■ Written instruction ■
Pick out each line of the records that includes the string "React", and copy it.
[START OF Task data]
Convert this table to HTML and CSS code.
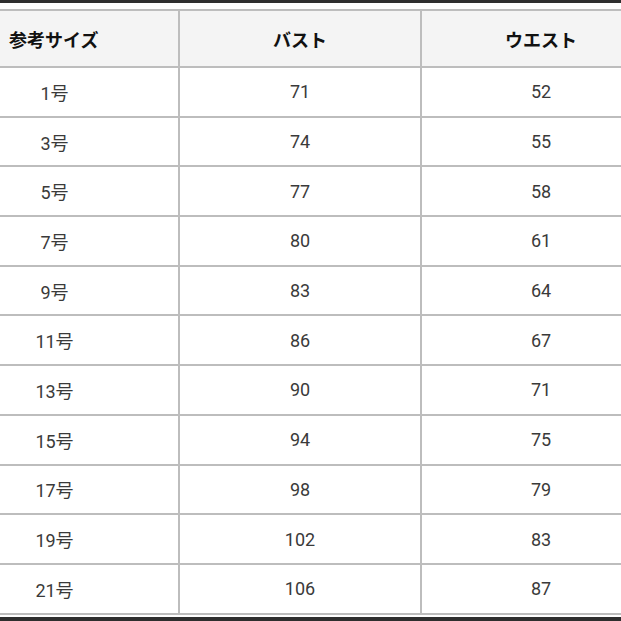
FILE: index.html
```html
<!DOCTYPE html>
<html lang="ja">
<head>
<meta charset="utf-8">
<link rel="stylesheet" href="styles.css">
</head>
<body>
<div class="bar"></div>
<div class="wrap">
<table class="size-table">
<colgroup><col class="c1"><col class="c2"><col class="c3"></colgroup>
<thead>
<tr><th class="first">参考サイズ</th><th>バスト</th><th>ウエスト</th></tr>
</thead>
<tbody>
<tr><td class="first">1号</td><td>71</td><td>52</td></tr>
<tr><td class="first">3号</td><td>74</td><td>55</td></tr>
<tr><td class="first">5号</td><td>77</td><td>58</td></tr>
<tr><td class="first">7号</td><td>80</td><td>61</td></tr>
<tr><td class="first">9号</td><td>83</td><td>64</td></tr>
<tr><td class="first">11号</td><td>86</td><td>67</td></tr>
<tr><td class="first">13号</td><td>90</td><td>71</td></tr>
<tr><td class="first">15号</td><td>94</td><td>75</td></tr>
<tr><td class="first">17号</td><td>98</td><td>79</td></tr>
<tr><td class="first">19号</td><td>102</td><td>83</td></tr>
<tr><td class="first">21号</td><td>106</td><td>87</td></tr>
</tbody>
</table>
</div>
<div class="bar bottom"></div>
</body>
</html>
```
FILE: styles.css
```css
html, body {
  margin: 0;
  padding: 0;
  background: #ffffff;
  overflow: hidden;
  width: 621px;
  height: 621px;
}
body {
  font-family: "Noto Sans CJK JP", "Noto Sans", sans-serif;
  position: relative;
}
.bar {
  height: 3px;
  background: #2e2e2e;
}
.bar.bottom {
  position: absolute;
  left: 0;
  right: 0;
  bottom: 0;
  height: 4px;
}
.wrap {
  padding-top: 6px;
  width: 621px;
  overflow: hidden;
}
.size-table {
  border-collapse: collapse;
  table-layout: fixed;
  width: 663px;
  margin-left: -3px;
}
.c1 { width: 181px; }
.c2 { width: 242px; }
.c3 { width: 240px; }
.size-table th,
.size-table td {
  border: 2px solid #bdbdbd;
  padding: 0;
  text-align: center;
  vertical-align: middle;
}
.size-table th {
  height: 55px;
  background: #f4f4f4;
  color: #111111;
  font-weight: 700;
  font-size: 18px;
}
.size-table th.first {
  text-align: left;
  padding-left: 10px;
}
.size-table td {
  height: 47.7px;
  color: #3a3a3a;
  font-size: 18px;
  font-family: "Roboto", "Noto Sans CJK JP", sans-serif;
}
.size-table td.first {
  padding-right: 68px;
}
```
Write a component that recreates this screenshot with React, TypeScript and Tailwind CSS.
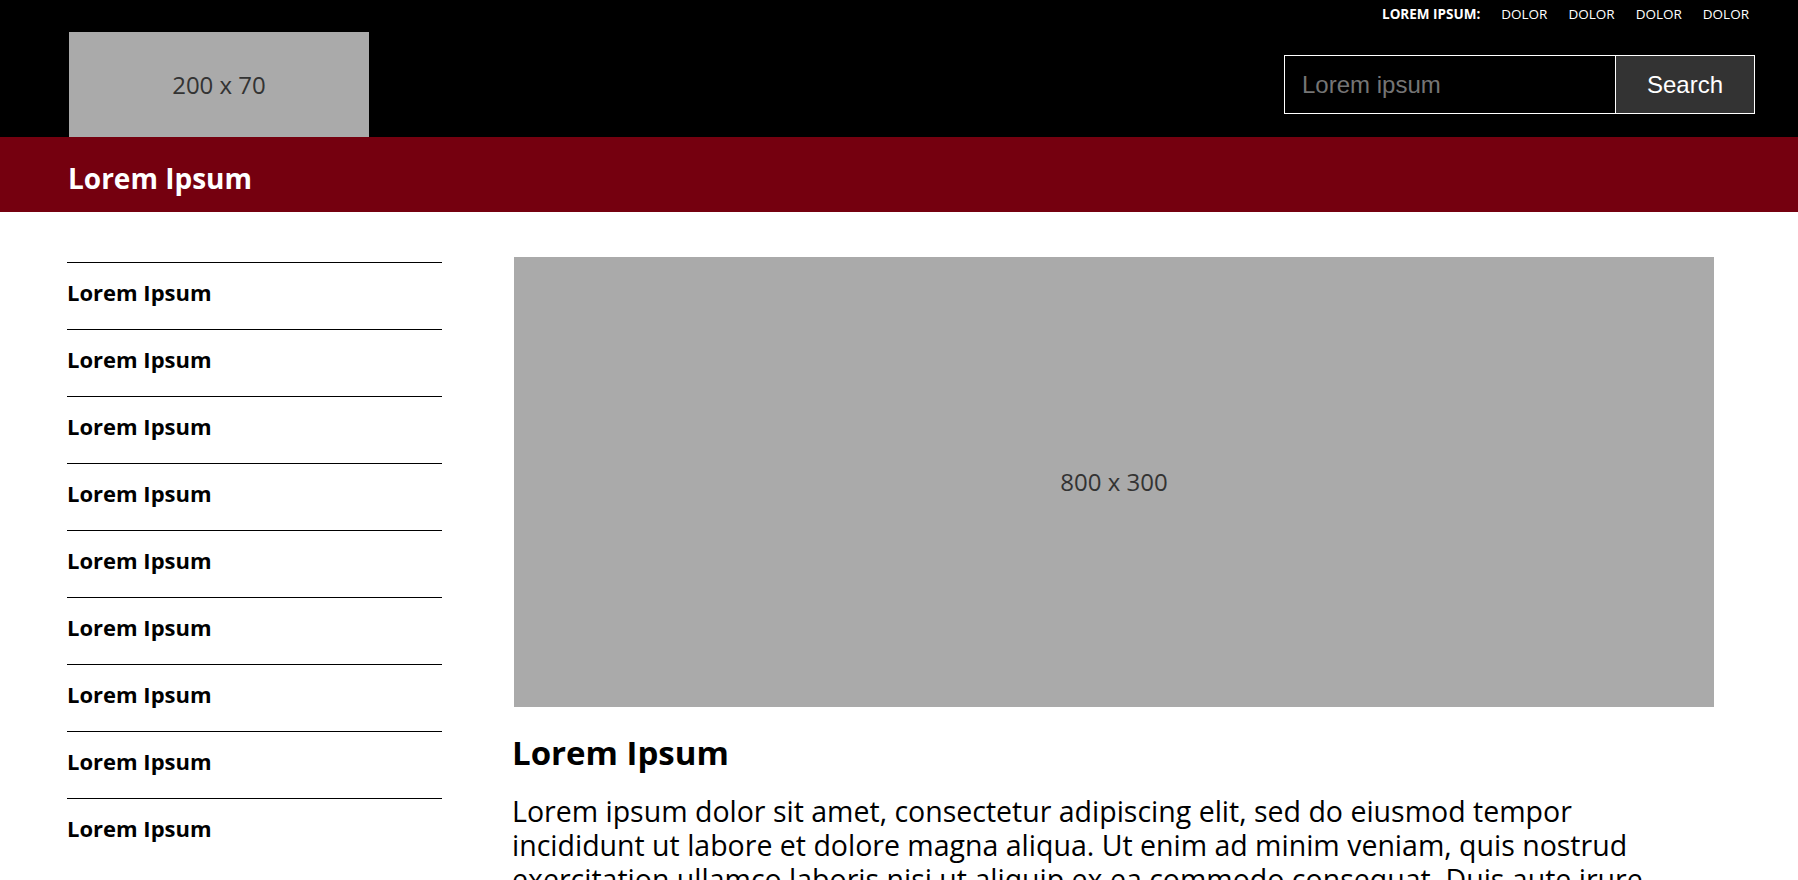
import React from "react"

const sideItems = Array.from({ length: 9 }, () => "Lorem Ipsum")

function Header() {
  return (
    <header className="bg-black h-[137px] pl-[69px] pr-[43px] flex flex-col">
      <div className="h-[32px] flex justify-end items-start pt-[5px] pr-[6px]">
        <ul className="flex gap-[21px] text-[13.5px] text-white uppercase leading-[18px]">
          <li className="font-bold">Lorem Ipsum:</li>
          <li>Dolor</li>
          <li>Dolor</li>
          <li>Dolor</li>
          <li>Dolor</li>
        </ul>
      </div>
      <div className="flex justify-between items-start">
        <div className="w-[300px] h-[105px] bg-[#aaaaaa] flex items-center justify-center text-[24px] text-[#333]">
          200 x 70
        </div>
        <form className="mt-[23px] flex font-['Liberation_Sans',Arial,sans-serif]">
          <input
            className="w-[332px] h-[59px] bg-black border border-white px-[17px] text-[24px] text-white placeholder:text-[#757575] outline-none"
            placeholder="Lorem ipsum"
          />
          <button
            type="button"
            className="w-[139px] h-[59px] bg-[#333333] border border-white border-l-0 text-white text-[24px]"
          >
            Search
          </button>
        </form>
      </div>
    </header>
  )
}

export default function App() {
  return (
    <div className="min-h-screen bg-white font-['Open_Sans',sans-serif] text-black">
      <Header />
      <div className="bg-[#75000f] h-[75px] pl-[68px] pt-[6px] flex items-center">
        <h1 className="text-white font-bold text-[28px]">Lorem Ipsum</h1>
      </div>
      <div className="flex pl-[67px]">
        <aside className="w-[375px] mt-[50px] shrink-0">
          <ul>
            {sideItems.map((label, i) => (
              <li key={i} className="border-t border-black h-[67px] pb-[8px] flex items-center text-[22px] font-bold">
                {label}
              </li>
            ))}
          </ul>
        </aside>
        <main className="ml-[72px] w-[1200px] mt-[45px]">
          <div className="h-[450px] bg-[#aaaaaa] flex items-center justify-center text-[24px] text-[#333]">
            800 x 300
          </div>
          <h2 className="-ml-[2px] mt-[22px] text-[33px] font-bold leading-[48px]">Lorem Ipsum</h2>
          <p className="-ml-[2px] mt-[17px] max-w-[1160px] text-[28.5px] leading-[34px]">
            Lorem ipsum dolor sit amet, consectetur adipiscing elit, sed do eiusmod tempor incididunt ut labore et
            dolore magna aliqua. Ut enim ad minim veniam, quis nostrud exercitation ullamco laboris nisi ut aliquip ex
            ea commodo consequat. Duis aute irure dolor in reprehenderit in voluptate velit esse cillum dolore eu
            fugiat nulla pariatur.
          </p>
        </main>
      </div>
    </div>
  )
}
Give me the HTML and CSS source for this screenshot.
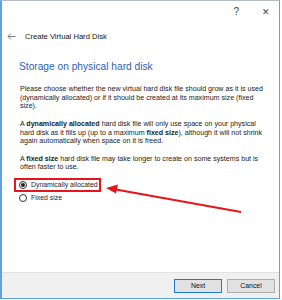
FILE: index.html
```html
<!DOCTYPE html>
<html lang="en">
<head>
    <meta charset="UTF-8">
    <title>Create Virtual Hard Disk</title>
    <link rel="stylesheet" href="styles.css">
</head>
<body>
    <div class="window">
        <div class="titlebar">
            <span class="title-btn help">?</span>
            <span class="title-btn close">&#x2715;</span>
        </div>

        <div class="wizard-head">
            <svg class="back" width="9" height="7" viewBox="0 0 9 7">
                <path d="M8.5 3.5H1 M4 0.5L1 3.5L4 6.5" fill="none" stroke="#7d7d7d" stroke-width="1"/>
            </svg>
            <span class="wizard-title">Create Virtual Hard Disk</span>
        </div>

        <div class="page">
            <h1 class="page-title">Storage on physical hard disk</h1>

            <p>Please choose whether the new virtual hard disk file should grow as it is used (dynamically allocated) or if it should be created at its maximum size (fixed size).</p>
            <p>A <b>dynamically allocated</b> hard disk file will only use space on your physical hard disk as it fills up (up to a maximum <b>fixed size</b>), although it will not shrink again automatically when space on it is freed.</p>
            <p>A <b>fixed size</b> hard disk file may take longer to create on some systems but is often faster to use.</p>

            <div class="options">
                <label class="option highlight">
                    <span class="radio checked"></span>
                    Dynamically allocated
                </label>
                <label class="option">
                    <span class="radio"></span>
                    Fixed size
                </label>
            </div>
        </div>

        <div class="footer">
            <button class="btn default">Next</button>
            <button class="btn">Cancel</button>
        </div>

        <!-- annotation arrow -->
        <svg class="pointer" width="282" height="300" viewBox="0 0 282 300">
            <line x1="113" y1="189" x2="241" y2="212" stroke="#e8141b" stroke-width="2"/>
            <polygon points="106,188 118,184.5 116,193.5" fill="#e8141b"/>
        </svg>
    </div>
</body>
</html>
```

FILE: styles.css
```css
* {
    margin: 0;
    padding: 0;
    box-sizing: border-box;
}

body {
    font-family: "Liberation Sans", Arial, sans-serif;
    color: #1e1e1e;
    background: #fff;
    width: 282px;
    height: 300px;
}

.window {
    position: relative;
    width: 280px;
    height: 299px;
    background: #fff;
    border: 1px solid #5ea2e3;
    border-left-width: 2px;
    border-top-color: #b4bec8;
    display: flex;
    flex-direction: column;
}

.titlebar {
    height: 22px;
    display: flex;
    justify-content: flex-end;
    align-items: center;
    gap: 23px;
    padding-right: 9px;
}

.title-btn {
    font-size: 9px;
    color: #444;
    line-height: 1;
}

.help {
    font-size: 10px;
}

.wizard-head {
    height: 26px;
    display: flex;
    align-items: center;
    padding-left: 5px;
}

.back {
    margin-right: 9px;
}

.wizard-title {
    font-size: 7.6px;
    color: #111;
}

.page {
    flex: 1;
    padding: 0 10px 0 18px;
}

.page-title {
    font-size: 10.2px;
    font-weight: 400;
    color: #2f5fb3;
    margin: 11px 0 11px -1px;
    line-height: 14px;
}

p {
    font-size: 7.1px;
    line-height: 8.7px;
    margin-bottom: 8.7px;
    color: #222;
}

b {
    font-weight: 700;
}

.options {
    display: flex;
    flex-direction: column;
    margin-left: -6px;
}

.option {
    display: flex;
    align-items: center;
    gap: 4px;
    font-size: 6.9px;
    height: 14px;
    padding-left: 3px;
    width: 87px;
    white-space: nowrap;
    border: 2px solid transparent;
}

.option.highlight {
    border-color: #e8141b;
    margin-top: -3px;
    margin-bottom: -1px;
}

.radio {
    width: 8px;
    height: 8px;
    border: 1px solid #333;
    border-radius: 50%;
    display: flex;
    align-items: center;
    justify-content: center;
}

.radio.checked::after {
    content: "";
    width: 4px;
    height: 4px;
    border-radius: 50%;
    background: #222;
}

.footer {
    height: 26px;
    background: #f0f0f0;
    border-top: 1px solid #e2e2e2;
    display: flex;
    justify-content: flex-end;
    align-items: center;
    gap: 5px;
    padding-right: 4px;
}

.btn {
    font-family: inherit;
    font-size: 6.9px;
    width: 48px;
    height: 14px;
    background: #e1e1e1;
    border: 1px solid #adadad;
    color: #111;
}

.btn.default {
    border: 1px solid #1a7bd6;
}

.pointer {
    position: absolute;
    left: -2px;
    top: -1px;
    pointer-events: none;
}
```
[END OF Task data]
■ The response ■
Write a component that recreates this screenshot with React, TypeScript and Tailwind CSS.
import React from "react"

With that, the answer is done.